Henry Miller June 1, 2007 at 9:40 pm

In the radio example someone is being robbed: the customers of the radio station. No, not the listeners, they are the product of the radio station. The customers are those who buy advertising. When a radio station doesn’t play the songs the listeners want to hear, the listeners go elsewhere, thus robbing customer of some product.

Of course the payola for records is also buying listener ears, so it isn’t clear that the loss to some customers isn’t outweighed by loss to the others. I’m not going to comment on that, other than to note that if you are a customer of a radio station you need to be aware that other customers may have interests that are harmful to yours.

Brian June 1, 2007 at 9:52 pm

I notice no one has pointed out the largest giver of bribes. The Government. Not only do they bribe; they compound their crime by doing it with other peoples money. When you see how the government uses bribes to corrupt and then control different segments of society it becomes hard to defend the action of bribery in general. Bribery is insidious. Bribers are corrupt and must corrupt the bribee in order to be successfull. Nick has the right idea.

Nick June 2, 2007 at 5:10 am

Consider burglary.

Here the buglar is taking property from another person, and violates their property rights.

What if you as a third party help the burglar to take the property, but you yourself do not benefit.

From the bribery logic above, you are completely innocent and have done nothing wrong.

ie. The briber is the person who aids the burglar. The receiver of the bribe is the burgler. The company is the person who’s property was stolen.

The briber plays the role of an accomplice to a crime, and that is more than some passive involvement.
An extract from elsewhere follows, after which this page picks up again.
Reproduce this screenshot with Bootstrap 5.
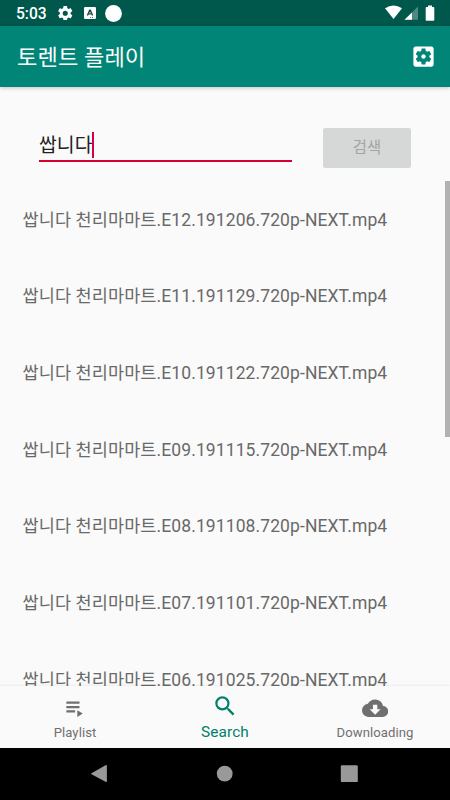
<!DOCTYPE html>
<html lang="ko">
<head>
<meta charset="utf-8">
<meta name="viewport" content="width=device-width, initial-scale=1">
<title>토렌트 플레이</title>
<link href="https://cdn.jsdelivr.net/npm/bootstrap@5.3.0/dist/css/bootstrap.min.css" rel="stylesheet">
<style>
body{font-family:Roboto,"Noto Sans CJK KR",sans-serif;background:#fafafa;height:800px;overflow:hidden}
svg{display:block;fill:currentColor;flex:none}
.status-bar{height:26px;background:#00574b;padding:0 15px 0 16px}
.status-time{font-size:15.6px;font-weight:500;line-height:26px;width:29px;padding-top:2px;white-space:nowrap}
.icon-gear{margin-left:13px}
.icon-lang{margin-left:11px}
.icon-dot{margin-left:9px}
.app-bar{height:61px;background:#008577;padding:0 13px 0 17px;box-shadow:0 1px 4px rgba(0,0,0,.22);z-index:1}
.app-title{font-size:22.1px;line-height:30px;padding-top:1px;letter-spacing:.12px}
.search-row{height:94px;padding:41px 39px 0}
.query-field{width:253px;height:34px;border-bottom:2px solid #d50032}
.query-text{font-size:19.4px;line-height:28px;padding-top:4px;color:#222;width:53px}
.caret{width:2px;height:26px;background:#d50045}
.search-btn,.search-btn:disabled{width:88px;height:40px;border:0;border-radius:2px;background:#d6d7d7;color:#a3a4a4;font-size:15.4px;padding-top:2px!important;opacity:1}
.result-list{height:505px}
.result-item{height:76.67px;padding:1px 0 0 22.5px;font-size:17.5px;color:#696969;letter-spacing:.1px;white-space:nowrap}
.scroll-thumb{width:5px;height:256px;background:#b2b2b2;right:0;top:0}
.tab-bar{height:62px;box-shadow:0 -1px 2px rgba(0,0,0,.06);background:#fafafa;z-index:1}
.tab-item{width:150px;color:#6f6f6f;font-size:13.1px;line-height:16px;padding-top:9px}
.tab-label{padding-top:4px;letter-spacing:.08px}
.tab-item.current{color:#008069;font-size:15.4px;padding-top:7px}
.current .tab-label{padding-top:4.5px}
.system-bar{height:52px;background:#000;color:#999}
</style>
<script src="https://cdn.jsdelivr.net/npm/bootstrap@5.3.0/dist/js/bootstrap.bundle.min.js"></script>
</head>
<body class="d-flex flex-column">
<div class="status-bar d-flex align-items-center text-white">
  <span class="status-time">5:03</span>
  <svg class="icon-gear" width="14.500" height="14.500" viewBox="2 2 20 20"><path d="M19.430 12.980c.04-.32.07-.64.07-.98s-.03-.66-.07-.98l2.110-1.650c.19-.15.24-.42.12-.64l-2-3.460c-.12-.22-.39-.3-.61-.22l-2.490 1c-.52-.4-1.080-.73-1.690-.98l-.38-2.650C14.460 2.180 14.250 2 14 2h-4c-.25 0-.46.18-.49.42l-.38 2.650c-.61.25-1.170.59-1.690.98l-2.490-1c-.23-.09-.49 0-.61.22l-2 3.460c-.13.22-.07.49.12.64l2.110 1.650c-.04.32-.07.65-.07.98s.03.66.07.98l-2.110 1.650c-.19.15-.24.42-.12.64l2 3.460c.12.22.39.3.61.22l2.490-1c.52.4 1.080.73 1.690.98l.38 2.650c.03.24.24.42.49.42h4c.25 0 .46-.18.49-.42l.38-2.650c.61-.25 1.170-.59 1.690-.98l2.490 1c.23.09.49 0 .61-.22l2-3.460c.12-.22.07-.49-.12-.64zM12 15.500a3.500 3.500 0 1 1 0-7 3.500 3.500 0 0 1 0 7z"/></svg>
  <svg class="icon-lang" width="12" height="12" viewBox="0 0 12 12"><rect width="12" height="12" rx="1.200"/><path d="M3.400 8.600 5.700 3.200h.6l2.300 5.400M4.400 6.900h3.200" fill="none" stroke="#164f47" stroke-width="1.400"/><path d="M6 10h1v.8H6zm2 0h1v.8H8z" fill="#00574b"/></svg>
  <svg class="icon-dot" width="17" height="17" viewBox="0 0 17 17"><circle cx="8.500" cy="8.500" r="8.400"/></svg>
  <svg class="ms-auto" width="50" height="16" viewBox="385 5 50 16"><path d="M385 8.200Q393.500 2.800 402 8.200L393.500 19z"/><path d="M418 6.500V19.800H404.500z" opacity=".3"/><path d="M412 12.400V19.800H404.500z"/><path d="M428 5.500h4V7h1.500q.8 0 .8.8V20q0 .8-.8.8h-7q-.8 0-.8-.8V7.800q0-.8.800-.8H428z"/></svg>
</div>
<nav class="app-bar d-flex align-items-center justify-content-between text-white position-relative">
  <span class="app-title">토렌트 플레이</span>
  <svg width="27" height="27" viewBox="0 0 24 24"><path d="M12 10c-1.100 0-2 .9-2 2s.9 2 2 2 2-.9 2-2-.9-2-2-2zm7-7H5c-1.110 0-2 .9-2 2v14c0 1.100.89 2 2 2h14c1.110 0 2-.9 2-2V5c0-1.100-.89-2-2-2zm-1.750 9c0 .23-.02.46-.05.68l1.480 1.160c.13.11.17.3.08.45l-1.400 2.420c-.09.15-.27.21-.43.15l-1.740-.7c-.36.28-.76.51-1.180.69l-.26 1.850c-.03.17-.18.3-.35.3h-2.800c-.17 0-.32-.13-.35-.29l-.26-1.850c-.43-.18-.82-.41-1.180-.69l-1.740.7c-.16.06-.34 0-.43-.15l-1.400-2.420c-.09-.15-.05-.34.08-.45l1.480-1.160c-.03-.23-.05-.46-.05-.69 0-.23.02-.46.05-.68l-1.480-1.160c-.13-.11-.17-.3-.08-.45l1.400-2.420c.09-.15.27-.21.43-.15l1.740.7c.36-.28.76-.51 1.180-.69l.26-1.850c.03-.17.18-.3.35-.3h2.800c.17 0 .32.13.35.29l.26 1.850c.43.18.82.41 1.180.69l1.740-.7c.16-.06.34 0 .43.15l1.400 2.420c.09.15.05.34-.08.45l-1.480 1.160c.03.23.05.46.05.69z"/></svg>
</nav>
<main class="flex-grow-1 overflow-hidden">
  <div class="search-row d-flex justify-content-between">
    <div class="query-field d-flex"><span class="query-text text-nowrap">쌉니다</span><span class="caret mt-1"></span></div>
    <button class="search-btn btn p-0" disabled>검색</button>
  </div>
  <div class="result-list position-relative overflow-hidden">
    <div class="result-item d-flex align-items-center">쌉니다 천리마마트.E12.191206.720p-NEXT.mp4</div>
    <div class="result-item d-flex align-items-center">쌉니다 천리마마트.E11.191129.720p-NEXT.mp4</div>
    <div class="result-item d-flex align-items-center">쌉니다 천리마마트.E10.191122.720p-NEXT.mp4</div>
    <div class="result-item d-flex align-items-center">쌉니다 천리마마트.E09.191115.720p-NEXT.mp4</div>
    <div class="result-item d-flex align-items-center">쌉니다 천리마마트.E08.191108.720p-NEXT.mp4</div>
    <div class="result-item d-flex align-items-center">쌉니다 천리마마트.E07.191101.720p-NEXT.mp4</div>
    <div class="result-item d-flex align-items-center">쌉니다 천리마마트.E06.191025.720p-NEXT.mp4</div>
    <div class="scroll-thumb position-absolute"></div>
  </div>
</main>
<div class="tab-bar d-flex position-relative">
  <div class="tab-item d-flex flex-column align-items-center"><svg width="26.250" height="26.250" viewBox="0 0 24 24"><path d="M4 10h12v2H4zm0-4h12v2H4zm0 8h8v2H4zm10 0v6l5-3z"/></svg><span class="tab-label">Playlist</span></div>
  <div class="tab-item current d-flex flex-column align-items-center"><svg width="26.250" height="26.250" viewBox="0 0 24 24"><path d="M15.500 14h-.79l-.28-.27A6.471 6.471 0 0 0 16 9.500 6.500 6.500 0 1 0 9.500 16c1.610 0 3.090-.59 4.230-1.570l.27.28v.79l5 4.990L20.490 19l-4.990-5zm-6 0a4.500 4.500 0 1 1 0-9 4.500 4.500 0 0 1 0 9z"/></svg><span class="tab-label">Search</span></div>
  <div class="tab-item d-flex flex-column align-items-center"><svg width="26.250" height="26.250" viewBox="0 0 24 24"><path d="M19.350 10.040A7.490 7.490 0 0 0 12 4C9.110 4 6.600 5.640 5.350 8.040A5.994 5.994 0 0 0 0 14c0 3.310 2.690 6 6 6h13c2.760 0 5-2.240 5-5 0-2.640-2.050-4.780-4.650-4.960zM17 13l-5 5-5-5h3V9h4v4h3z"/></svg><span class="tab-label">Downloading</span></div>
</div>
<div class="system-bar">
  <svg width="450" height="52" viewBox="0 748 450 52"><path d="M91.500 773.200 105.500 765.200q1.400-.7 1.400.8v15q0 1.500-1.400.8L91.500 774.200q-.8-.5 0-1z"/><circle cx="224.700" cy="773.700" r="7.900"/><rect x="340.800" y="765.300" width="17" height="16.800" rx="1.200"/></svg>
</div>
</body>
</html>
Should you be encouraging people to violate other’s property rights?

Not very Misesian.

Nick

Scott D June 2, 2007 at 9:31 am

Nick,

It is very important that you provide enough details in your examples to judge them properly. I could envision several possible actions that a third party might take to aid in a burglary. For example:

1. Robber and accomplice break into a house and steal several thousands of dollars worth of valuables. Robber makes off with the loot and accomplice takes nothing. The accomplice is just as culpable as the robber for the trespass, theft, and property destruction. Note that even if the pair caused no damage, then changed their mind and left without taking anything, they would still be guilty of at least trespassing.

2. Robber and accomplice pull up to the street outside the house. Robber enters the house to rob it while accomplice remains out in the car to watch. Both would still be guilty of the crime, since the accomplice was an active participant in it.
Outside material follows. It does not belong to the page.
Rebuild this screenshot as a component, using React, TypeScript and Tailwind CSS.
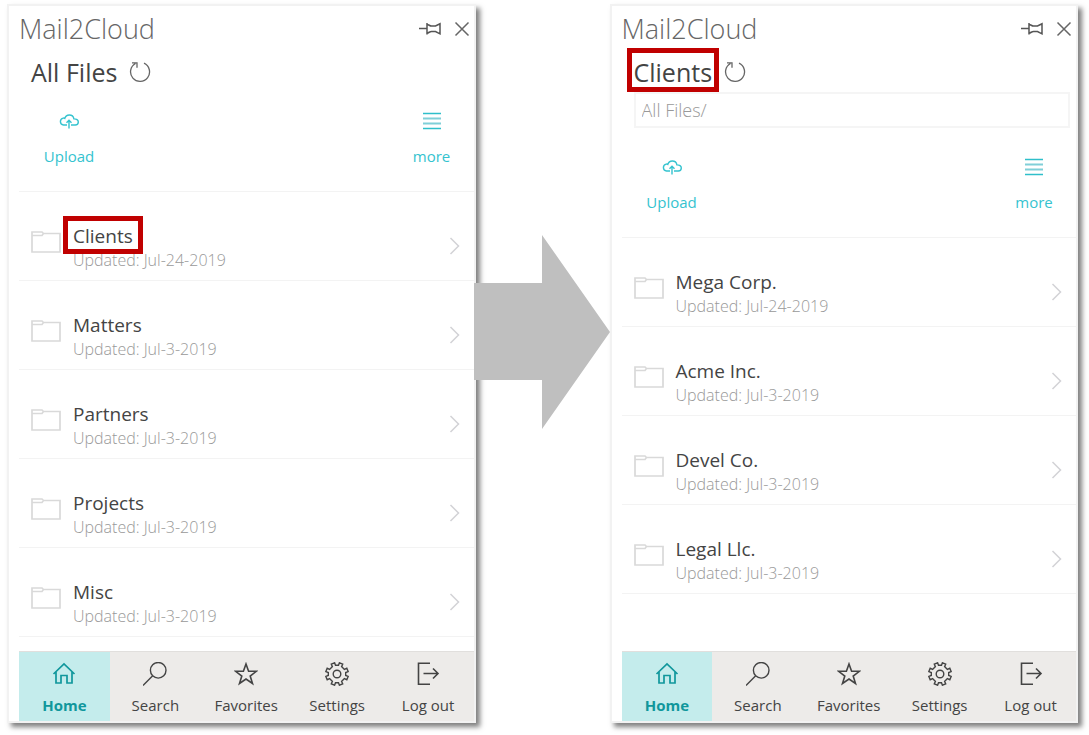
import * as React from "react";
import clsx from "clsx";

type Item = {
  name: string;
  updated: string;
  marked?: boolean;
};

type PanelProps = {
  title: string;
  items: Item[];
  path?: string;
  titleMarked?: boolean;
};

const rootItems: Item[] = [
  { name: "Clients", updated: "Jul-24-2019", marked: true },
  { name: "Matters", updated: "Jul-3-2019" },
  { name: "Partners", updated: "Jul-3-2019" },
  { name: "Projects", updated: "Jul-3-2019" },
  { name: "Misc", updated: "Jul-3-2019" },
];

const clientItems: Item[] = [
  { name: "Mega Corp.", updated: "Jul-24-2019" },
  { name: "Acme Inc.", updated: "Jul-3-2019" },
  { name: "Devel Co.", updated: "Jul-3-2019" },
  { name: "Legal Llc.", updated: "Jul-3-2019" },
];

const PinIcon = () => (
  <svg width="24" height="14" viewBox="0 0 24 14" fill="none" stroke="#555" strokeWidth="1.5">
    <path d="M1 6.500h8M9 1v11.500M9 2.500c2 0 2.500 1.500 4.500 1.500h4L22 1.800v10L17.500 9.500h-4C11.500 9.500 11 11 9 11" />
  </svg>
);

const CloseIcon = () => (
  <svg width="16" height="16" viewBox="0 0 16 16" fill="none" stroke="#666" strokeWidth="1.5">
    <path d="M1.500 1.500l13 13M14.500 1.500l-13 13" />
  </svg>
);

const RefreshIcon = () => (
  <svg width="22" height="22" viewBox="0 0 22 22" fill="none" stroke="#666" strokeWidth="1.3">
    <path d="M15 2.200A9.500 9.500 0 1 1 6.500 2.500M3 1.800h5v5" />
  </svg>
);

const CloudIcon = () => (
  <svg width="20" height="15" viewBox="0 0 20 15" fill="none" stroke="#35c3cf" strokeWidth="1.4">
    <path d="M8 11H4.500a3.500 3.500 0 0 1-.3-6.900C5 4 5.500 4.200 5.800 4.400 6.500 2 8.300 1 10.300 1c2.500 0 4.200 1.600 4.600 3.900 2.500-.1 4.400 1.100 4.400 3.200 0 1.700-1.300 2.900-3 2.900H12" />
    <path d="M10 14.500V6.500M7.500 8.800L10 6.300l2.500 2.500" />
  </svg>
);

const LinesIcon = () => (
  <svg width="18" height="18" viewBox="0 0 18 18" fill="none" strokeWidth="1.4">
    <path d="M0 1.500h18M0 16.500h18" stroke="#2fbfca" />
    <path d="M0 6.500h18M0 11.500h18" stroke="#80cfd8" strokeWidth="2" />
  </svg>
);

const FolderIcon = () => (
  <svg className="mb-3" width="30" height="22" viewBox="0 0 30 22" fill="none" stroke="#d9d9d9" strokeWidth="1.7">
    <path d="M1 21V1h10l1.500 1.500H29V21zM1 4.500h10l1.500-2" />
  </svg>
);

const ChevronIcon = () => (
  <svg className="mb-1" width="11" height="18" viewBox="0 0 11 18" fill="none" stroke="#d2d2d6" strokeWidth="1.5">
    <path d="M1.500 1l8 8-8 8" />
  </svg>
);

const navItems = [
  {
    label: "Home",
    icon: <path d="M1.500 12L12 2l10.500 10M4 10v11h5v-7.500h6V21h5V10" strokeWidth="1.7" />,
  },
  {
    label: "Search",
    icon: <path d="M23 8.300a7.800 7.800 0 1 1-15.600 0 7.800 7.800 0 0 1 15.600 0zM9.700 13.800L0 23.500" />,
  },
  {
    label: "Favorites",
    icon: (
      <path d="M12 2l2.600 7.300h7.800l-6.200 4.700 2.300 7.500L12 17l-6.500 4.500L7.800 14 1.600 9.300h7.800z" strokeWidth="1.6" />
    ),
  },
  {
    label: "Settings",
    icon: (
      <>
        <circle cx="12" cy="12" r="3.800" />
        <path d="M9.600 0.800l.9 2.500h3l.9-2.500 3.300 1.400-1.100 2.400 2.800 2.800 2.400-1.100 1.400 3.300-2.500.9v3l2.500.9-1.400 3.300-2.400-1.100-2.800 2.800 1.100 2.400-3.300 1.400-.9-2.500h-3l-.9 2.500-3.300-1.400 1.100-2.400-2.800-2.800-2.400 1.100L.8 14.400l2.500-.9v-3L.8 9.600l1.400-3.300 2.400 1.100 2.800-2.800-1.100-2.400z" />
      </>
    ),
  },
  {
    label: "Log out",
    icon: <path d="M14 1.200H2.500v21H14M7.500 11.500H22M17 6.500l5 5-5 5" strokeWidth="1.6" />,
  },
];

// red frame drawn over the folder that is opened
const Frame = ({ className }: { className: string }) => (
  <span aria-hidden="true" className={clsx("absolute border-[5px] border-[#c00000]", className)} />
);

const Row = ({ item }: { item: Item }) => (
  <li className="border-b border-[#f3f3f3]">
    <a href="#" className="flex items-center pl-3 pr-3.5 pt-8 pb-2">
      <FolderIcon />
      <span className="ml-3 flex flex-1 flex-col items-start">
        <span className="relative text-[19px] leading-6 text-[#444]">
          {item.name}
          {item.marked && <Frame className="-inset-x-2.5 -top-2 -bottom-1.5 z-10" />}
        </span>
        <span className="text-base font-light leading-6 text-[#999]">Updated: {item.updated}</span>
      </span>
      <ChevronIcon />
    </a>
  </li>
);

const Panel = ({ title, items, path, titleMarked }: PanelProps) => (
  <section className="flex min-w-0 flex-1 flex-col border-2 border-[#f2f2f2] bg-white pl-2.5 shadow-[4px_4px_5px_rgba(0,0,0,0.5)]">
    <header className="flex h-[46px] items-center justify-between pr-1">
      <h1 className="text-[27px] font-light text-[#666]">Mail2Cloud</h1>
      <div className="flex items-center gap-3">
        <button aria-label="Pin">
          <PinIcon />
        </button>
        <button aria-label="Close">
          <CloseIcon />
        </button>
      </div>
    </header>

    <div className="flex h-10 items-center gap-3 pl-3">
      <h2 className="relative text-[25px] leading-10 text-[#444]">
        {title}
        {titleMarked && <Frame className="-inset-x-[7px] -top-1 bottom-0" />}
      </h2>
      <button aria-label="Refresh">
        <RefreshIcon />
      </button>
    </div>
    {path && (
      <input
        aria-label="Path"
        readOnly
        value={path}
        className="mb-2.5 ml-3 mr-1.5 h-9 border-2 border-[#f5f5f5] px-1.5 text-lg font-light text-[#999] outline-none"
      />
    )}

    {/* Toolbar */}
    <div className="flex h-[100px] justify-between border-b border-[#f3f3f3] pl-2.5 pr-0.5 pt-[19px] text-[15px] text-[#35c3cf]">
      <button className="flex w-20 flex-col items-center gap-3.5 self-start">
        <span className="flex h-5 items-center">
          <CloudIcon />
        </span>
        <span>Upload</span>
      </button>
      <button className="flex w-20 flex-col items-center gap-3.5 self-start">
        <span className="flex h-5 items-center">
          <LinesIcon />
        </span>
        <span>more</span>
      </button>
    </div>

    <ul>
      {items.map((item) => (
        <Row key={item.name} item={item} />
      ))}
    </ul>

    {/* Bottom navigation */}
    <nav className="mt-auto grid grid-cols-5 border-t border-[#e1dfdd] bg-[#edebe9]">
      {navItems.map(({ label, icon }, i) => (
        <button
          key={label}
          className={clsx(
            "flex h-[69px] flex-col items-center gap-2 pt-2.5 text-[15px]",
            i === 0 ? "bg-[#c4ecec] font-bold text-[#10979c]" : "text-[#444]"
          )}
        >
          <svg width="24" height="24" viewBox="0 0 24 24" fill="none" stroke="currentColor" strokeWidth="1.4">
            {icon}
          </svg>
          <span>{label}</span>
        </button>
      ))}
    </nav>
  </section>
);

export default function App() {
  return (
    <main className="flex min-h-screen bg-white pt-1 pr-[11px] pb-3 pl-[7px] font-['Open_Sans',sans-serif]">
      <Panel title="All Files" items={rootItems} />
      <svg
        className="relative z-10 -ml-0.5 mt-[231px] shrink-0"
        width="136"
        height="194"
        viewBox="0 0 136 194"
        aria-hidden="true"
      >
        <path d="M0 48H68V0L136 97L68 194V145H0z" fill="#bfbfbf" />
      </svg>
      <Panel title="Clients" items={clientItems} path="All Files/" titleMarked />
    </main>
  );
}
3. Accomplice observes the house over the course of several days and notes when the owners come and go. Accomplice then sells this information to robber, who goes on to rob the house. Has the accomplice done anything wrong here?

Michael A. Clem June 2, 2007 at 1:08 pm

Once again, Nick, you present a criminal action for your analogy instead of something more appropriate.
Let’s say, instead, that you lease a car, and the contract calls for a lease of at least 2 years before you can end it. Your friend thinks you’re paying too much on the lease and encourages you to break it before 2 years are up. He even offers to make a down payment on another car for you. Better yet, the friend works on a car lot and will give you a good deal on one of their cars, so he will profit from your breaking the lease contract.
Has the friend done anything wrong? He’s encouraged you to violate your contract. Can the leaser of the car go after the friend for complicity or conspiracy?
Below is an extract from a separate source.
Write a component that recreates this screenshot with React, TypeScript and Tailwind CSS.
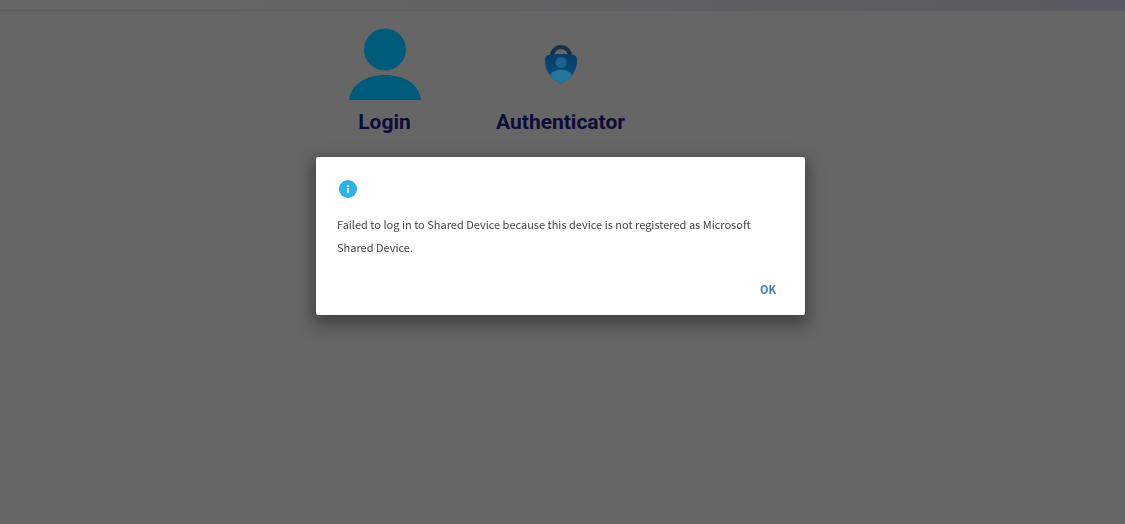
const UserIcon: React.FC = () => (
  <svg viewBox="0 0 72 72" className="h-18 w-18" aria-hidden="true">
    <circle cx="36" cy="21.5" r="21" fill="#005b7b" />
    <path d="M0 72C2 56 17 47 36 47s34 9 36 25z" fill="#005b7b" />
  </svg>
);

const AuthenticatorIcon: React.FC = () => (
  <svg viewBox="0 0 32 40" className="h-10 w-8" aria-hidden="true">
    <defs>
      <linearGradient id="shield" x1="0" y1="0" x2="0" y2="1">
        <stop offset="0" stopColor="#08375f" />
        <stop offset="1" stopColor="#07507f" />
      </linearGradient>
      <clipPath id="shieldClip">
        <path d="M16 10c5 0 9 0 13 1 2 1 3 2 3 5 0 11-5 17-13 22-2 2-4 2-6 0C5 33 0 27 0 16c0-3 1-4 3-5 4-1 8-1 13-1z" />
      </clipPath>
    </defs>
    <path d="M7 14v-2a9 9 0 0 1 18 0v2" fill="none" stroke="#182f45" strokeWidth="4" />
    <g clipPath="url(#shieldClip)">
      <path d="M0 0h32v40H0z" fill="url(#shield)" />
      <circle cx="16" cy="18.5" r="5.5" fill="#1b658c" />
      <ellipse cx="16" cy="35" rx="12" ry="9.5" fill="#25769d" />
    </g>
  </svg>
);

const InfoIcon: React.FC = () => (
  <svg viewBox="0 0 18 18" className="h-[18px] w-[18px]" role="img" aria-label="Information">
    <circle cx="9" cy="9" r="9" fill="#2db2e8" />
    <path d="M8 5h2v2H8zM8 8h2v5H8z" fill="#d5f0fb" />
  </svg>
);

const App: React.FC = () => {
  return (
    <div className="min-h-screen bg-[#666666] font-[Roboto,sans-serif]">
      <header className="h-[11px] border-b border-[#5f5f60] bg-linear-to-r from-[#666666] from-20% via-[#606062] via-60% to-[#585a63]" />

      {/* Home tiles */}
      <main className="mx-auto flex max-w-[532px] pt-4 pr-1">
        <a href="#login" className="flex w-1/3 flex-col items-center text-[21px] leading-7 font-bold text-[#0d0b38]">
          <span className="flex h-[74px] items-center">
            <UserIcon />
          </span>
          <span className="pt-[7px]">Login</span>
        </a>
        <a href="#authenticator" className="flex w-1/3 flex-col items-center text-[21px] leading-7 font-bold text-[#0d0b38]">
          <span className="flex h-[74px] items-center">
            <AuthenticatorIcon />
          </span>
          <span className="pt-[7px]">Authenticator</span>
        </a>
      </main>

      {/* Login error dialog */}
      <div className="fixed inset-0 flex items-start justify-center pt-[157px] pr-1">
        <div
          role="alertdialog"
          aria-modal="true"
          aria-describedby="message"
          className="w-full max-w-[489px] rounded-xs bg-white px-[21px] pt-[23px] pb-3 font-['Noto_Sans_CJK_SC',sans-serif] shadow-[0_6px_16px_4px_rgba(0,0,0,0.35)]"
        >
          <div className="px-0.5">
            <InfoIcon />
          </div>
          <p id="message" className="pt-[15px] text-[11px] leading-[23px] text-[#444444]">
            Failed to log in to Shared Device because this device is not registered as Microsoft Shared Device.
          </p>
          <div className="flex justify-end pt-4">
            <button type="button" className="px-2 py-1 text-[11px] leading-5 font-bold text-[#3b7fb4]">
              OK
            </button>
          </div>
        </div>
      </div>
    </div>
  );
};

export default App;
Gustavo Oliveira June 2, 2007 at 6:41 pm

There is a fault line in the argument, since it does not refer to the kind of the companies involved in the scheme.
Maybe the illustration is ok for liberal (and working) capitalist economies, but it does not apply for many third-world countries, where big buyers are still State agents.
If XYZ is a public-owned company, the logic has to be changed, since the briber is threating everyone’s asset. Thus, his act should be outlawed.

Artisan June 3, 2007 at 5:39 am

If you start with the utopy of a libertarian society with all State functions held by Insurance companies in competition with each other… than a bribe reflects a breach of contract (insurola?)… and probably makes the insurance company less efficient. But you’d have to prove the briber knows about employment policies of his insurer… except it is part of his insurance contract (I assume it would be the case, in fact).

In a monopolistic “Insurance” State, bribery may be illegal, just like many things are illegal … unless the State says otherwise. It’s impossible to say here if it’s good or bad in general. There’s no real contracting with citizen as they are not free to evade the contract either (it’a “proposition they can’t refuse”). There’s only a contract tying the State with his servants, so bribery reflects a “contract breach” between the State and his own employees, no more. Here, bribery is mainly not allowed because it disrupts the State servant power hierarchy. That’s a vague and minor concept. There’s no real efficiency proof needed for the government actions anyways though. Sometimes citizen will even deal a prosecution drop with the DA… legally, even though it is clearly a bribe and it undermines the credibility of justice.

Todd Whitesel June 3, 2007 at 5:39 am

Paying someone specifically to commit a crime sounds a lot like conspiracy to me!

In the payola case, I am trusting the broadcast media to be straight with me about what is a paid advertisement and what has been judged on merit. When that ceases to be true, as far as I’m concerned I have been defrauded.

You could argue that broadcasters do not make this promise to their customers, but they sure act as if it’s true, and the fact that people are willing to secretly engage in payola is more evidence that the value of the payola has a lot to do with buying credibility not justified by merit.

As far as I’m concerned, bribery is just another form of market manipulation. What I object to is the secrecy — I want to know the true market price being paid, not the artifical market price that does not include the bribe.

Vig June 15, 2007 at 4:46 pm

I really fail to see why you do not argue for legalisation. That is the only real libertarian and practical solution. Then we can all have a go at introducing a competitive market.